**Set exercise**
Reproduce all the material exactly, minus any pictures it holds.

## Start

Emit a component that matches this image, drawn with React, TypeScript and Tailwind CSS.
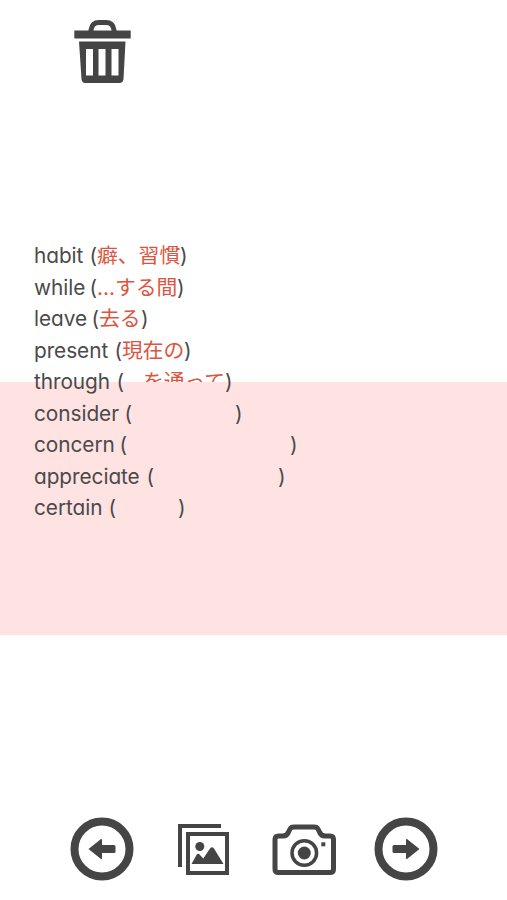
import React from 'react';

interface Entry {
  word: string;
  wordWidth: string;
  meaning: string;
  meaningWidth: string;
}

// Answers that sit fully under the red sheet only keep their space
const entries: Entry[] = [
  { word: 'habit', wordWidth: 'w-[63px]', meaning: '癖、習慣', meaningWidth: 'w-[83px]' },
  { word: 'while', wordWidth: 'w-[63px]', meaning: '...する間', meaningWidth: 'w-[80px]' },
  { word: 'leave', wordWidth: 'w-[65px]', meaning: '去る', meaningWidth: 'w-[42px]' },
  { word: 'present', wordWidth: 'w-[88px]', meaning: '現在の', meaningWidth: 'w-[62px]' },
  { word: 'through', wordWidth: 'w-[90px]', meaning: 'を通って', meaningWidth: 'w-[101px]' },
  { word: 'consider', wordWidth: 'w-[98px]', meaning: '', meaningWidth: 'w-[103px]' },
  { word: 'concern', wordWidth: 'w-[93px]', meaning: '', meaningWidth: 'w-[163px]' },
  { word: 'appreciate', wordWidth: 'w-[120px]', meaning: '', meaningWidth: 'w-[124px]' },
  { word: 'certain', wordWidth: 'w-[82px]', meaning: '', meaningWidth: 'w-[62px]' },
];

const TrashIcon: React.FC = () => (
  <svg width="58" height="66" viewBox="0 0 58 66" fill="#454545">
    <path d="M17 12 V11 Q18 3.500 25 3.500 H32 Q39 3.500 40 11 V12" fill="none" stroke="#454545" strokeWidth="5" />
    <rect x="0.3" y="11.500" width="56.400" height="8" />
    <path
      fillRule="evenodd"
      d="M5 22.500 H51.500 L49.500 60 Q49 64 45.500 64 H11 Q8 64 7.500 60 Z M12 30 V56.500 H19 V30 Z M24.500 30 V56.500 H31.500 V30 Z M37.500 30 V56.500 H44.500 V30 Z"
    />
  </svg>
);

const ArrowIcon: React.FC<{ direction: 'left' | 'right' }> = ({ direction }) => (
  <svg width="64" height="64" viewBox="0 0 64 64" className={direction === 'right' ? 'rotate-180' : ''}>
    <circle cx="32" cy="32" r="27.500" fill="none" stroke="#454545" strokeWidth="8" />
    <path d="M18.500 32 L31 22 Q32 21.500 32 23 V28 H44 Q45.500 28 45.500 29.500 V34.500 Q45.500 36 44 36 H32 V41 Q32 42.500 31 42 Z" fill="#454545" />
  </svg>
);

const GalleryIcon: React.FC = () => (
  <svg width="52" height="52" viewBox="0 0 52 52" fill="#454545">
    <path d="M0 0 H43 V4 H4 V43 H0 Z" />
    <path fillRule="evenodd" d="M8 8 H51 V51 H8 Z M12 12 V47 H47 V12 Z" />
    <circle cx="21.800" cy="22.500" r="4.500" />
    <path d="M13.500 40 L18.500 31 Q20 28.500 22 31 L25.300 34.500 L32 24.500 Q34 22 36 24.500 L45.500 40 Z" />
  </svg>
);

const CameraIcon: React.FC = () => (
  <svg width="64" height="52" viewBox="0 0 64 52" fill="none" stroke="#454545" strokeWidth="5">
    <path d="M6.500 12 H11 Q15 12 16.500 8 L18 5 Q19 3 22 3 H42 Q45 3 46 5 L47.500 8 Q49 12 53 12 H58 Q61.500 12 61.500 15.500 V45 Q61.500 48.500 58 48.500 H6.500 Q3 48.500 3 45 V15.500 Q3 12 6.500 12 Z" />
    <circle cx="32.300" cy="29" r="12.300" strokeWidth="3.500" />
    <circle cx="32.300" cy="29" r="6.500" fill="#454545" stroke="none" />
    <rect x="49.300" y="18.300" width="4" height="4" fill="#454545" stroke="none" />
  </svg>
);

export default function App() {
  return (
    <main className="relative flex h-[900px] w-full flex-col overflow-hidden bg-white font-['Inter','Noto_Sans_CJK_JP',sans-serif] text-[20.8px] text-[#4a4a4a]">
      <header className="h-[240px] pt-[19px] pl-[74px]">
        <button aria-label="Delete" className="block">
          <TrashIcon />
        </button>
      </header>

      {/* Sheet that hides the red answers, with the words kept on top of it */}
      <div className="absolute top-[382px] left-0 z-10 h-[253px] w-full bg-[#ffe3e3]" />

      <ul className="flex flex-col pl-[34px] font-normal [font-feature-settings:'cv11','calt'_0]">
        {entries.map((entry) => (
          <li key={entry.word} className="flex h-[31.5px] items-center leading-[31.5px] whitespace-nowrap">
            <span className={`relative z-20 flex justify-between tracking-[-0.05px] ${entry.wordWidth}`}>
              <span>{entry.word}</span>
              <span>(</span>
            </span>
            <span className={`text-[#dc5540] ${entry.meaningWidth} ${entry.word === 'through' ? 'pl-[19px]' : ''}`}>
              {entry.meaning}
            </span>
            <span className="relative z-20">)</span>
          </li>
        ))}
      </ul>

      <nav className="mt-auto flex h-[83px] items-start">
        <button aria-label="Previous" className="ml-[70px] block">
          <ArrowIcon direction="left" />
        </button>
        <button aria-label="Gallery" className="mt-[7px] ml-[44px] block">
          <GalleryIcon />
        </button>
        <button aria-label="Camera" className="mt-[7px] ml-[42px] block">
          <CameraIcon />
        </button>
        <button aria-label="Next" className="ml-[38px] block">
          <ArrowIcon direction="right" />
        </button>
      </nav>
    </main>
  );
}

## End

**Answer to this task**
Emit a component that matches this image, drawn with React, TypeScript and Tailwind CSS.
import React from 'react';

interface Entry {
  word: string;
  wordWidth: string;
  meaning: string;
  meaningWidth: string;
}

// Answers that sit fully under the red sheet only keep their space
const entries: Entry[] = [
  { word: 'habit', wordWidth: 'w-[63px]', meaning: '癖、習慣', meaningWidth: 'w-[83px]' },
  { word: 'while', wordWidth: 'w-[63px]', meaning: '...する間', meaningWidth: 'w-[80px]' },
  { word: 'leave', wordWidth: 'w-[65px]', meaning: '去る', meaningWidth: 'w-[42px]' },
  { word: 'present', wordWidth: 'w-[88px]', meaning: '現在の', meaningWidth: 'w-[62px]' },
  { word: 'through', wordWidth: 'w-[90px]', meaning: 'を通って', meaningWidth: 'w-[101px]' },
  { word: 'consider', wordWidth: 'w-[98px]', meaning: '', meaningWidth: 'w-[103px]' },
  { word: 'concern', wordWidth: 'w-[93px]', meaning: '', meaningWidth: 'w-[163px]' },
  { word: 'appreciate', wordWidth: 'w-[120px]', meaning: '', meaningWidth: 'w-[124px]' },
  { word: 'certain', wordWidth: 'w-[82px]', meaning: '', meaningWidth: 'w-[62px]' },
];

const TrashIcon: React.FC = () => (
  <svg width="58" height="66" viewBox="0 0 58 66" fill="#454545">
    <path d="M17 12 V11 Q18 3.500 25 3.500 H32 Q39 3.500 40 11 V12" fill="none" stroke="#454545" strokeWidth="5" />
    <rect x="0.3" y="11.500" width="56.400" height="8" />
    <path
      fillRule="evenodd"
      d="M5 22.500 H51.500 L49.500 60 Q49 64 45.500 64 H11 Q8 64 7.500 60 Z M12 30 V56.500 H19 V30 Z M24.500 30 V56.500 H31.500 V30 Z M37.500 30 V56.500 H44.500 V30 Z"
    />
  </svg>
);

const ArrowIcon: React.FC<{ direction: 'left' | 'right' }> = ({ direction }) => (
  <svg width="64" height="64" viewBox="0 0 64 64" className={direction === 'right' ? 'rotate-180' : ''}>
    <circle cx="32" cy="32" r="27.500" fill="none" stroke="#454545" strokeWidth="8" />
    <path d="M18.500 32 L31 22 Q32 21.500 32 23 V28 H44 Q45.500 28 45.500 29.500 V34.500 Q45.500 36 44 36 H32 V41 Q32 42.500 31 42 Z" fill="#454545" />
  </svg>
);

const GalleryIcon: React.FC = () => (
  <svg width="52" height="52" viewBox="0 0 52 52" fill="#454545">
    <path d="M0 0 H43 V4 H4 V43 H0 Z" />
    <path fillRule="evenodd" d="M8 8 H51 V51 H8 Z M12 12 V47 H47 V12 Z" />
    <circle cx="21.800" cy="22.500" r="4.500" />
    <path d="M13.500 40 L18.500 31 Q20 28.500 22 31 L25.300 34.500 L32 24.500 Q34 22 36 24.500 L45.500 40 Z" />
  </svg>
);

const CameraIcon: React.FC = () => (
  <svg width="64" height="52" viewBox="0 0 64 52" fill="none" stroke="#454545" strokeWidth="5">
    <path d="M6.500 12 H11 Q15 12 16.500 8 L18 5 Q19 3 22 3 H42 Q45 3 46 5 L47.500 8 Q49 12 53 12 H58 Q61.500 12 61.500 15.500 V45 Q61.500 48.500 58 48.500 H6.500 Q3 48.500 3 45 V15.500 Q3 12 6.500 12 Z" />
    <circle cx="32.300" cy="29" r="12.300" strokeWidth="3.500" />
    <circle cx="32.300" cy="29" r="6.500" fill="#454545" stroke="none" />
    <rect x="49.300" y="18.300" width="4" height="4" fill="#454545" stroke="none" />
  </svg>
);

export default function App() {
  return (
    <main className="relative flex h-[900px] w-full flex-col overflow-hidden bg-white font-['Inter','Noto_Sans_CJK_JP',sans-serif] text-[20.8px] text-[#4a4a4a]">
      <header className="h-[240px] pt-[19px] pl-[74px]">
        <button aria-label="Delete" className="block">
          <TrashIcon />
        </button>
      </header>

      {/* Sheet that hides the red answers, with the words kept on top of it */}
      <div className="absolute top-[382px] left-0 z-10 h-[253px] w-full bg-[#ffe3e3]" />

      <ul className="flex flex-col pl-[34px] font-normal [font-feature-settings:'cv11','calt'_0]">
        {entries.map((entry) => (
          <li key={entry.word} className="flex h-[31.5px] items-center leading-[31.5px] whitespace-nowrap">
            <span className={`relative z-20 flex justify-between tracking-[-0.05px] ${entry.wordWidth}`}>
              <span>{entry.word}</span>
              <span>(</span>
            </span>
            <span className={`text-[#dc5540] ${entry.meaningWidth} ${entry.word === 'through' ? 'pl-[19px]' : ''}`}>
              {entry.meaning}
            </span>
            <span className="relative z-20">)</span>
          </li>
        ))}
      </ul>

      <nav className="mt-auto flex h-[83px] items-start">
        <button aria-label="Previous" className="ml-[70px] block">
          <ArrowIcon direction="left" />
        </button>
        <button aria-label="Gallery" className="mt-[7px] ml-[44px] block">
          <GalleryIcon />
        </button>
        <button aria-label="Camera" className="mt-[7px] ml-[42px] block">
          <CameraIcon />
        </button>
        <button aria-label="Next" className="ml-[38px] block">
          <ArrowIcon direction="right" />
        </button>
      </nav>
    </main>
  );
}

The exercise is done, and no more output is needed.